NFT creators with basic design skills? They're struggling. Generative AI can crank out thousands of pieces in the time it takes a human artist to finish one. And web3 researchers? Much of that repetitive data analysis and report writing is getting automated. The barrier to entry for a lot of these roles just collapsed.

But here's the interesting part—and this is where web3 actually gets more interesting, not less: entirely new roles are emerging. You've got AI × Web3 architects now designing systems where AI agents and smart contracts actually work together. AI agent training coordinators managing multi-agent behavior in DeFi. Web3 prompt engineers building complex instruction sets for AI systems. On-chain data analysts using machine learning to spot patterns in blockchain data that humans would miss.

The shift is pretty clear: web3 is moving away from execution-heavy roles toward strategy and architecture. Team sizes are shrinking because automation handles the grunt work. The people who survive and thrive are those combining blockchain knowledge with AI expertise and data science. It's not about having one skill anymore—it's about connecting multiple domains.

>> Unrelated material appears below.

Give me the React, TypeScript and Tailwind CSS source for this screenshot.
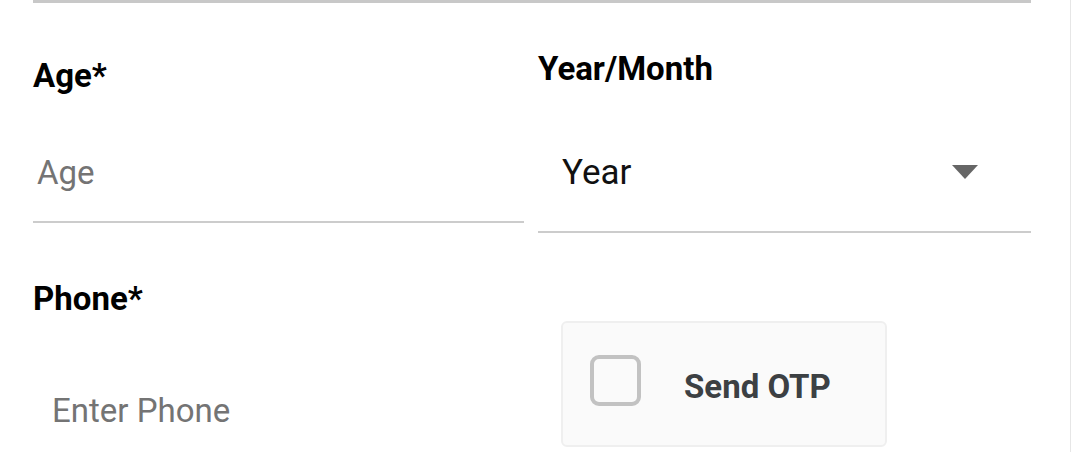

The real takeaway? This isn't about AI killing web3. It's about web3 evolving into something that demands more sophisticated talent. The industry isn't shrinking; it's just getting more selective about who it needs. If you're still doing purely repetitive tasks in this space, yeah, things are getting uncomfortable. But if you're willing to level up into these hybrid roles? The opportunity might actually be bigger than before.